____ DATASET ENTRIES
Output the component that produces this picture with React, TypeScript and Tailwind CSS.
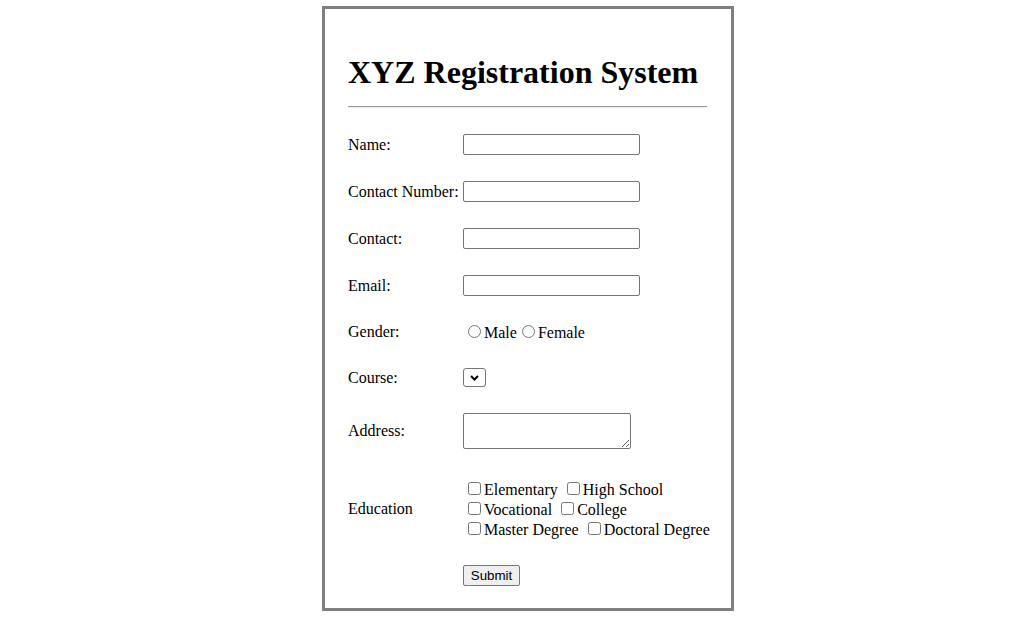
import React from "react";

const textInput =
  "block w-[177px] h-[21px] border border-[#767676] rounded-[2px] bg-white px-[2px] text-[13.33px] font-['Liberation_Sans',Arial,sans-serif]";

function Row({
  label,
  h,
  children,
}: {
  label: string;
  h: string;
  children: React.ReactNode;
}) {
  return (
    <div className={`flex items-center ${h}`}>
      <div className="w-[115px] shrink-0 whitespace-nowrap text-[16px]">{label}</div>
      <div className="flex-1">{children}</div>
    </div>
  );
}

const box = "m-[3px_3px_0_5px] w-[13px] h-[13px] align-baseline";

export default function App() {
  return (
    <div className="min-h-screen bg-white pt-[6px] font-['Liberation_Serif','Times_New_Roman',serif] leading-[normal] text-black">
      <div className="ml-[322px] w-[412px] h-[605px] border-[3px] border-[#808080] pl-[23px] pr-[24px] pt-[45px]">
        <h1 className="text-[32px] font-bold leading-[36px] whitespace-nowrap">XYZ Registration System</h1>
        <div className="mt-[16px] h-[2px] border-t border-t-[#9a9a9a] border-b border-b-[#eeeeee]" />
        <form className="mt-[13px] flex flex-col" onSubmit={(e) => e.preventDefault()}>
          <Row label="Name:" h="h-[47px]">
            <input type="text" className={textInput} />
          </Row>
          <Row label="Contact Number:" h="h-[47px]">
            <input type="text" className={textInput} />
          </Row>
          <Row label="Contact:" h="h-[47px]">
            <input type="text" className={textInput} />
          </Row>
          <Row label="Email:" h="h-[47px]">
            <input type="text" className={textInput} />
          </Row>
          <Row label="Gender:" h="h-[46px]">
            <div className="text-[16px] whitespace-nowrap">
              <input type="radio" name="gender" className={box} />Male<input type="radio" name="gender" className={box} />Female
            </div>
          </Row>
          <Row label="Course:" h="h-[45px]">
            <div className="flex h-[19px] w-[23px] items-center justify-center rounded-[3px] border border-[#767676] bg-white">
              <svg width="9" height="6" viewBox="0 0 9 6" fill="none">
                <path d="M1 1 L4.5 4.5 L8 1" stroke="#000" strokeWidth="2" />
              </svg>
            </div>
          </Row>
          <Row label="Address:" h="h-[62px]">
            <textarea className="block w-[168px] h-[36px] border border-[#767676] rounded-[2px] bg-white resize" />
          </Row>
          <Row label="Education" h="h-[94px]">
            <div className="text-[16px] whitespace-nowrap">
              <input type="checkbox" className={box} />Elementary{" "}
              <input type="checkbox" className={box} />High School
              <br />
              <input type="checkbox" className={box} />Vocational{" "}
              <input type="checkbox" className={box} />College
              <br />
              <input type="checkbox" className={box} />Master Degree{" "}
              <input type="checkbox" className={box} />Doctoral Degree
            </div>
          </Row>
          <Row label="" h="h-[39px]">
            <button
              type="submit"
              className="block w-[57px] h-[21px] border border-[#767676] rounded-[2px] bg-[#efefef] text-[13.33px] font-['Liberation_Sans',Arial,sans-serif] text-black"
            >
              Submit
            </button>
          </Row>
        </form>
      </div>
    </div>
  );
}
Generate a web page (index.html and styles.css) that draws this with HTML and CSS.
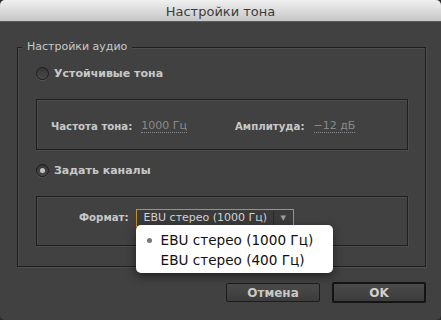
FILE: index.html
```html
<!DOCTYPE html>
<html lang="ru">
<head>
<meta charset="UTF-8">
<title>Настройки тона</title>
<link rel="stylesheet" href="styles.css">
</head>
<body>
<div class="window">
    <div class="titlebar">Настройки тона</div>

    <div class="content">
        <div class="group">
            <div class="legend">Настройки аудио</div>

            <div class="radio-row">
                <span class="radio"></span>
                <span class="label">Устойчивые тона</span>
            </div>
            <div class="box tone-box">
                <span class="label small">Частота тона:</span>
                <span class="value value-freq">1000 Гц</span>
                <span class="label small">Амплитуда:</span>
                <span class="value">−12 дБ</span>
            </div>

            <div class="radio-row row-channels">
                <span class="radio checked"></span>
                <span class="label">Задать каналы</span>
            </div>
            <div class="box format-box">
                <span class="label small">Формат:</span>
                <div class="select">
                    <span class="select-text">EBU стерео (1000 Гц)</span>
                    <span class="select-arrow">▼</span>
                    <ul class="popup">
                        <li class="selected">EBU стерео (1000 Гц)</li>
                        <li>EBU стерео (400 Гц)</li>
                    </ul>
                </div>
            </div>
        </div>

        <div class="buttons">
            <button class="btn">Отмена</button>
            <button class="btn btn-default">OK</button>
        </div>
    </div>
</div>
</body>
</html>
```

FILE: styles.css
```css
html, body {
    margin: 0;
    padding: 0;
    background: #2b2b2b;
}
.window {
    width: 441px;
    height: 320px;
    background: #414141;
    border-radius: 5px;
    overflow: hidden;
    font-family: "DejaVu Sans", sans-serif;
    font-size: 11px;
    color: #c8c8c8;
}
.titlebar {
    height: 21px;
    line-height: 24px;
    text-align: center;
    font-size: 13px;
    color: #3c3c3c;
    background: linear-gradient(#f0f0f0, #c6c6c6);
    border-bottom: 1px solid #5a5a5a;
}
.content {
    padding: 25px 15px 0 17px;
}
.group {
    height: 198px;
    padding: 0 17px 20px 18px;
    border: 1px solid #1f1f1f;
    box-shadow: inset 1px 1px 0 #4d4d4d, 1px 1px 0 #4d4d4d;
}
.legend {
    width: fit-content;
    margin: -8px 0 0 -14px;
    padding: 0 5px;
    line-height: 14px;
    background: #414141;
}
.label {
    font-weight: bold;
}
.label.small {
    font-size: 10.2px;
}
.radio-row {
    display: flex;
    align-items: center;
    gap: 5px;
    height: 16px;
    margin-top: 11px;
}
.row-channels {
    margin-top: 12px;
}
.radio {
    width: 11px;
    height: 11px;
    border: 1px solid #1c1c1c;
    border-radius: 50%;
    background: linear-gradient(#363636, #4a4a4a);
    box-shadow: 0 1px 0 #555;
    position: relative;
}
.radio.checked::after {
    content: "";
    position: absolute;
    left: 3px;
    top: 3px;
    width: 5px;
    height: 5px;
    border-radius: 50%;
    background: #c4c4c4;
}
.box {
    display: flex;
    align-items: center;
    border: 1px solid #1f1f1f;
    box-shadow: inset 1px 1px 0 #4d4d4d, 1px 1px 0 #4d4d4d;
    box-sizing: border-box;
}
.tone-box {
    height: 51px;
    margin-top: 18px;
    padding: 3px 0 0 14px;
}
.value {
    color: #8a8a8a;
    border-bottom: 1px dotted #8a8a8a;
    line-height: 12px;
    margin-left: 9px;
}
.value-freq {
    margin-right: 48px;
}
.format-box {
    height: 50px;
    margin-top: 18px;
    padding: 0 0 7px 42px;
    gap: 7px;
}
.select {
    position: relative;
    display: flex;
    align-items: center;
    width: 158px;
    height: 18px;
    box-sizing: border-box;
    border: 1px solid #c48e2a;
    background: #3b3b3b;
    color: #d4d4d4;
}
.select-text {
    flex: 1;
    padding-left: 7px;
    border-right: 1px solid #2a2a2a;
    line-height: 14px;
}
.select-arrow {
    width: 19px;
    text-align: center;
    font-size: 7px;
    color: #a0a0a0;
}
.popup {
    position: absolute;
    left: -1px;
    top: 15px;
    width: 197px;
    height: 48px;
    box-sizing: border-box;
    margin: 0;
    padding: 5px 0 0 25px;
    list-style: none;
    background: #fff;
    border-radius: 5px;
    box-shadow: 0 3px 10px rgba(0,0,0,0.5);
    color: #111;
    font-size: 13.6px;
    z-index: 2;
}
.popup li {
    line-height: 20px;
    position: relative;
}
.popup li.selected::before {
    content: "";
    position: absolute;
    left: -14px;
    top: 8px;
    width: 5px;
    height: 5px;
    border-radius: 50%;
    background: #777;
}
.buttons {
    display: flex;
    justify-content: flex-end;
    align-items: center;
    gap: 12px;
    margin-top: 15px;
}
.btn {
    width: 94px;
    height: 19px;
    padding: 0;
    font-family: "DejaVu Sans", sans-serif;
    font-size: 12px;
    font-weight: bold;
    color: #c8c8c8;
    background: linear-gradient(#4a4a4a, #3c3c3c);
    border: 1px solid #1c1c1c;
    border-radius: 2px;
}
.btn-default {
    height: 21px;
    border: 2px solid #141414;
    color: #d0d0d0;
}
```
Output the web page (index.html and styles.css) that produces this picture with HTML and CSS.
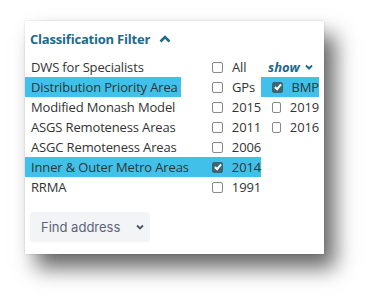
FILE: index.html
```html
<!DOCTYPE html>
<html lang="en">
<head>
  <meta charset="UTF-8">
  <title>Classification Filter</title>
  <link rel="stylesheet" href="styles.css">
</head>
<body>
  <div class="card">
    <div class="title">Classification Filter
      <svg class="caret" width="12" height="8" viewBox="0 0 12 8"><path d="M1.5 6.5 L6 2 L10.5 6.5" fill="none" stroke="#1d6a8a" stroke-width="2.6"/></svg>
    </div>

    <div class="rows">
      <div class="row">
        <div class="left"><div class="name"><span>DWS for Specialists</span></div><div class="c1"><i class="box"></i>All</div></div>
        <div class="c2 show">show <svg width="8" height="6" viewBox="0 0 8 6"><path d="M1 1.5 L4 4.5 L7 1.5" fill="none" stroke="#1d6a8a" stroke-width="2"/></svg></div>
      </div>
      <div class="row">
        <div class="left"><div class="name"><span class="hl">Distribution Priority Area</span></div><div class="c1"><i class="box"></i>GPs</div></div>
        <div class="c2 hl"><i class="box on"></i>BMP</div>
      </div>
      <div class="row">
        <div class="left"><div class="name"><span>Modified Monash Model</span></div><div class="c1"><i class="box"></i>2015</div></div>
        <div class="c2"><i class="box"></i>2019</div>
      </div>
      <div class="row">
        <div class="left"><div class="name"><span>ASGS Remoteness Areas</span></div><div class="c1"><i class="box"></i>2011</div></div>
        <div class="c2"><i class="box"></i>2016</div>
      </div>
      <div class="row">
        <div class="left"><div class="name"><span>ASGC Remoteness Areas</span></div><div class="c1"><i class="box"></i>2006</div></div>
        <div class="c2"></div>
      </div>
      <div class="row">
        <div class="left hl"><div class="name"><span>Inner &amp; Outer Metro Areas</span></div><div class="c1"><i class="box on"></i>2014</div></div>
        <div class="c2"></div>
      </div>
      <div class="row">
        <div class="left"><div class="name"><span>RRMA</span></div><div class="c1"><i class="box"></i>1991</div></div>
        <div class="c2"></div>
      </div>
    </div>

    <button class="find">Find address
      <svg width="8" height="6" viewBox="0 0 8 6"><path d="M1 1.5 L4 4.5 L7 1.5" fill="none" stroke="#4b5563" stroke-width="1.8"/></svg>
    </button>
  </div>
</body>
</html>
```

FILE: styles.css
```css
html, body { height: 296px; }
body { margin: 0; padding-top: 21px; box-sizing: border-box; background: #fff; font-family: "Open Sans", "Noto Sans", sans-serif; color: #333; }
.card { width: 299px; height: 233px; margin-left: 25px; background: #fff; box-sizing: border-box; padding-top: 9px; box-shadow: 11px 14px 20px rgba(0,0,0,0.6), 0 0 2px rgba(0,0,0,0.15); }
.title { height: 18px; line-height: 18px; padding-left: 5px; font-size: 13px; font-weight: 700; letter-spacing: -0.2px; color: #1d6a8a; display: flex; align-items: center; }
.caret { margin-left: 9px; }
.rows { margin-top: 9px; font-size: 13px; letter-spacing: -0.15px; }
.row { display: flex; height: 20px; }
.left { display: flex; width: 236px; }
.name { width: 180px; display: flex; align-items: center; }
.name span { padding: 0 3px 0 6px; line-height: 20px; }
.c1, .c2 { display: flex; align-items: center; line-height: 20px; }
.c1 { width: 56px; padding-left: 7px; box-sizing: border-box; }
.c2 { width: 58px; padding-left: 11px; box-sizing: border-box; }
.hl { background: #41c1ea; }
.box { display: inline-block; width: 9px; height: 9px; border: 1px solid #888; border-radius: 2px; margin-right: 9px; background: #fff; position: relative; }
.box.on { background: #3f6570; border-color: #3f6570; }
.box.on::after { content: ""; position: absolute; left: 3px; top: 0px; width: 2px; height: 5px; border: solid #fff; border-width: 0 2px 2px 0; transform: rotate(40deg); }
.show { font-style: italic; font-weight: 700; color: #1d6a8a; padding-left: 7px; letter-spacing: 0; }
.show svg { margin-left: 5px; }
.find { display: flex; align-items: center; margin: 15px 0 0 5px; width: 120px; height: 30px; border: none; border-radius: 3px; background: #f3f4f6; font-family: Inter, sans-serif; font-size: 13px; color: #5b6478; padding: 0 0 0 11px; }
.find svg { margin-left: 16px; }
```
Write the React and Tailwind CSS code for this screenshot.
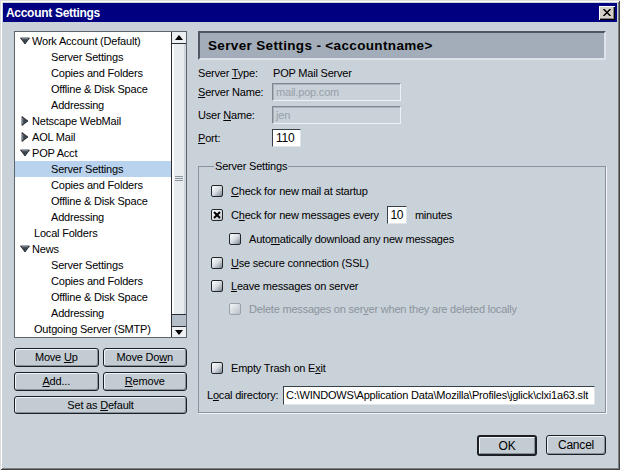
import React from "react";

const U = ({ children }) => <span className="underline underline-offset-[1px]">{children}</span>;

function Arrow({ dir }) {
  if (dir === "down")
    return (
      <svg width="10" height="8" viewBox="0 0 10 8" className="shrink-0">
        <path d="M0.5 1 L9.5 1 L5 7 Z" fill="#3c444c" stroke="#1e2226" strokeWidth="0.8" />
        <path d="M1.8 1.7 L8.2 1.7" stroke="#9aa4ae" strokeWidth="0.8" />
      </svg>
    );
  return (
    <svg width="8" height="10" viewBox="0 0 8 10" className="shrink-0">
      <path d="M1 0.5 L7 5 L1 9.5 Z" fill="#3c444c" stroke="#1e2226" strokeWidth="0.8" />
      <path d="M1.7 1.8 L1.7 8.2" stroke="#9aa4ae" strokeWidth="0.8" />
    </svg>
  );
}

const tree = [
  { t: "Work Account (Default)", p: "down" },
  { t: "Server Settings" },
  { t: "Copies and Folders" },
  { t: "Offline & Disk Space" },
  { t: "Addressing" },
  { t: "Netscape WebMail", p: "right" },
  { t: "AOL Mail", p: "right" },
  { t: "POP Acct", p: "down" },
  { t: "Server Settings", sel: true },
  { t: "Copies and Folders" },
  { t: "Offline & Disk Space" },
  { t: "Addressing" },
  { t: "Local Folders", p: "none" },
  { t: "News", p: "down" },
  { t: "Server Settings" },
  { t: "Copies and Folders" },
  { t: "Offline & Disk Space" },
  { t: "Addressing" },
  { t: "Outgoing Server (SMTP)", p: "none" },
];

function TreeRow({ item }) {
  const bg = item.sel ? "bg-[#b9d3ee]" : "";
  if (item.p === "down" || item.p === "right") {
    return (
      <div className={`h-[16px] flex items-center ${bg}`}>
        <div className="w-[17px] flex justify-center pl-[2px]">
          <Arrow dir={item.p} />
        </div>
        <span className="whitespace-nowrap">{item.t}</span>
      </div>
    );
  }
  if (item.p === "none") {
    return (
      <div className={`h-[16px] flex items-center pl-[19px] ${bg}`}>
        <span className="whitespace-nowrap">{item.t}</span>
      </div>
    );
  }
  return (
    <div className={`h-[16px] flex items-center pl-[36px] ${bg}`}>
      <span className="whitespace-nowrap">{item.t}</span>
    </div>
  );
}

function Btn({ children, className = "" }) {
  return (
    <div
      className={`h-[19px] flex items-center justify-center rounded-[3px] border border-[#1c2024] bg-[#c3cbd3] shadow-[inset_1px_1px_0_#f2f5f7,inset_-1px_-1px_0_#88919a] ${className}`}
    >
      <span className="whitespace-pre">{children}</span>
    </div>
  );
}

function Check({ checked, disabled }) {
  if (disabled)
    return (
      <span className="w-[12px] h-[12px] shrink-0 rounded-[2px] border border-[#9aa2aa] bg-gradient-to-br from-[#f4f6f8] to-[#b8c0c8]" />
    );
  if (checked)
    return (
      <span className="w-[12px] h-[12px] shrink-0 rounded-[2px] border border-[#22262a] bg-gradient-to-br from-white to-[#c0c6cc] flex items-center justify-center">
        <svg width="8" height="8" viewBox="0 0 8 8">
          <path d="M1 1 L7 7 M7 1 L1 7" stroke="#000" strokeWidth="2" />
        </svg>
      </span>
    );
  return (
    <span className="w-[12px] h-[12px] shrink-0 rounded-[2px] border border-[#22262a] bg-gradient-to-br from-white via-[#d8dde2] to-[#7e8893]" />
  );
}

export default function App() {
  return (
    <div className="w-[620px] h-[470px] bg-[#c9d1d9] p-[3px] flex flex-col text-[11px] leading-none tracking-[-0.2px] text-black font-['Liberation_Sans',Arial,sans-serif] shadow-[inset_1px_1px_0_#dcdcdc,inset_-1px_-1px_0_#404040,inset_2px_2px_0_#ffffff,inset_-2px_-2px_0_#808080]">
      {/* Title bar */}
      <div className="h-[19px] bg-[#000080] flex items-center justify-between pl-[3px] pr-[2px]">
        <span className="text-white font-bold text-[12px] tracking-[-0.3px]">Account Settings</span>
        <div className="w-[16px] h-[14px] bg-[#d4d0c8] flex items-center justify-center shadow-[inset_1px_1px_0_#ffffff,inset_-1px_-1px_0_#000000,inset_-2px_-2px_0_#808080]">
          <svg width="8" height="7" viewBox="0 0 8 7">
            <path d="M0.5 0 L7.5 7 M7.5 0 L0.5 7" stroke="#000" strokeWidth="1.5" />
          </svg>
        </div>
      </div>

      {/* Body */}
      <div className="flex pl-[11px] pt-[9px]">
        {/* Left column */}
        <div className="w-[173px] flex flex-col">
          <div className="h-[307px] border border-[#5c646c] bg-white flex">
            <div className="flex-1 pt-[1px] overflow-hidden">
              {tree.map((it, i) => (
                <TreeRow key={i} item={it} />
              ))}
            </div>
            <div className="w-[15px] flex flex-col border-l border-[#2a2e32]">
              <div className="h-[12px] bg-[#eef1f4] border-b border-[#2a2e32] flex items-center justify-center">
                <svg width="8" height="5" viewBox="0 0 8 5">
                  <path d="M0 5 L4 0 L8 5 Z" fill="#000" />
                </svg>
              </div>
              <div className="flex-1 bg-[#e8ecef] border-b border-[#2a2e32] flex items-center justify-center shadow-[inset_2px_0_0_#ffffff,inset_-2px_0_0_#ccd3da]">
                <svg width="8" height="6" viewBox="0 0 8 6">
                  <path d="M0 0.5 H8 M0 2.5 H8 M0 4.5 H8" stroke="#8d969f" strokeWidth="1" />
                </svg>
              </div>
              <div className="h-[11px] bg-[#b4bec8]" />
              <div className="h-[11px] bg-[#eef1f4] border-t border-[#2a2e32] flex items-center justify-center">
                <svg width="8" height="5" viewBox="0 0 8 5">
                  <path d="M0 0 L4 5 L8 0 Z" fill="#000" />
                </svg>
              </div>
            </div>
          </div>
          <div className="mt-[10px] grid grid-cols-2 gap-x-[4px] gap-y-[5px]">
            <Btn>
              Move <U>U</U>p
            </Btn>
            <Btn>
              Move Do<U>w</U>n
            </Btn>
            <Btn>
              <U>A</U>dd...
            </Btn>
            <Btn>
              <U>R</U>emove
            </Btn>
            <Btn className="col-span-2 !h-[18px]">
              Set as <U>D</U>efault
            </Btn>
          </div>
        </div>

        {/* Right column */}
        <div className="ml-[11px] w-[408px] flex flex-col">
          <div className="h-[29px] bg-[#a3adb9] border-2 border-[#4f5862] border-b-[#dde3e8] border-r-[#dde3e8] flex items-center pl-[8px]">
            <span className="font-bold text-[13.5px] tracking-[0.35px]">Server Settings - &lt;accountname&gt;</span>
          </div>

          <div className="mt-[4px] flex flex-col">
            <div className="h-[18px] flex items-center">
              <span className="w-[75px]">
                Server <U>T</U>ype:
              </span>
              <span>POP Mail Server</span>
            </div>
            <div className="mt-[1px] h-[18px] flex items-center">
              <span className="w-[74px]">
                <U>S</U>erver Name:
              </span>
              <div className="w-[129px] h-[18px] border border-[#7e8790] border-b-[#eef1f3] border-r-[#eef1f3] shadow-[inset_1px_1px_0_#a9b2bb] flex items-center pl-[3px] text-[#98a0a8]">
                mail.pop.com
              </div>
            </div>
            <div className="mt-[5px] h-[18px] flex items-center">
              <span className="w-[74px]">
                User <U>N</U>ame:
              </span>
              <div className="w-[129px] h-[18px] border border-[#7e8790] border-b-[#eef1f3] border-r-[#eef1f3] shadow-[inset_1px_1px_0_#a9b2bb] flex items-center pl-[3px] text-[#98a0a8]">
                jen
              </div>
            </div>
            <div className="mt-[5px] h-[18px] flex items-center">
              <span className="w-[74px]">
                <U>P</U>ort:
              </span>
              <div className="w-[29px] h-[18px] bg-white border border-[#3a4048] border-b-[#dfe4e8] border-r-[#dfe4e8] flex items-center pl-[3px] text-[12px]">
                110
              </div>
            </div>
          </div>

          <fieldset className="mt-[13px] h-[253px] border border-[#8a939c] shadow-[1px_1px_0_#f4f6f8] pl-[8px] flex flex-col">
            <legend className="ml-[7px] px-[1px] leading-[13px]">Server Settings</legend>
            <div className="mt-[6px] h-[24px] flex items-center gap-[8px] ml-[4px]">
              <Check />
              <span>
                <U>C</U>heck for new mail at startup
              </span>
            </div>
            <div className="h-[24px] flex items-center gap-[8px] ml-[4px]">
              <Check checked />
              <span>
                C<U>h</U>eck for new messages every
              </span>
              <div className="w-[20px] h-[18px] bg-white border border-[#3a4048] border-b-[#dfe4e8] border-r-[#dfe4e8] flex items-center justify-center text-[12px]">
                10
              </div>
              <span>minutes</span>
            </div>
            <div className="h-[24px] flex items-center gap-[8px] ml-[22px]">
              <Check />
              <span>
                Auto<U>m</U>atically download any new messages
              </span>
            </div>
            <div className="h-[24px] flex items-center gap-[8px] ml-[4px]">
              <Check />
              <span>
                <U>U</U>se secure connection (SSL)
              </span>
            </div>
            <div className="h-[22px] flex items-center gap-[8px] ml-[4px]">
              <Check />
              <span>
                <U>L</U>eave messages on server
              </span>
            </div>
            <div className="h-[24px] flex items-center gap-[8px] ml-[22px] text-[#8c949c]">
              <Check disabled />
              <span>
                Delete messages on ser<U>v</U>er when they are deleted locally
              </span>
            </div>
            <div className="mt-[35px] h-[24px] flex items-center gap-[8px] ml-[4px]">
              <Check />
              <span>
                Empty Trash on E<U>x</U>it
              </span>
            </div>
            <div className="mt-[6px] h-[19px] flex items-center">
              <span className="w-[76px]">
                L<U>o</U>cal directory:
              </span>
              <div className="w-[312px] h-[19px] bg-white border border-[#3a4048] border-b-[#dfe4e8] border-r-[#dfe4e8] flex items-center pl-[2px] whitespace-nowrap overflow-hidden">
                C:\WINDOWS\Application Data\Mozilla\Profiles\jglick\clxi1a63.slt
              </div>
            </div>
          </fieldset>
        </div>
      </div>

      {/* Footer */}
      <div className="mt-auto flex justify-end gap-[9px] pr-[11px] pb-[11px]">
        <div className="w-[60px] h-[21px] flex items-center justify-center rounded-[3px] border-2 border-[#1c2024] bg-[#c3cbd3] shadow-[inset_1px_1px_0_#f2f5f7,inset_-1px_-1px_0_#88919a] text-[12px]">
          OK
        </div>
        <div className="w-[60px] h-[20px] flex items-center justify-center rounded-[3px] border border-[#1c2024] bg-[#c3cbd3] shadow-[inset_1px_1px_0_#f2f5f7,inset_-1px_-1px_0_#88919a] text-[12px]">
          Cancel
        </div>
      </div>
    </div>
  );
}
________
GOAL OF THE EXERCISE: Skip every picture and return the lines above from the top through the one that contains "w-[177px] h-[21px] border".

OUTPUT OF THE TASK:
Output the component that produces this picture with React, TypeScript and Tailwind CSS.
import React from "react";

const textInput =
  "block w-[177px] h-[21px] border border-[#767676] rounded-[2px] bg-white px-[2px] text-[13.33px] font-['Liberation_Sans',Arial,sans-serif]";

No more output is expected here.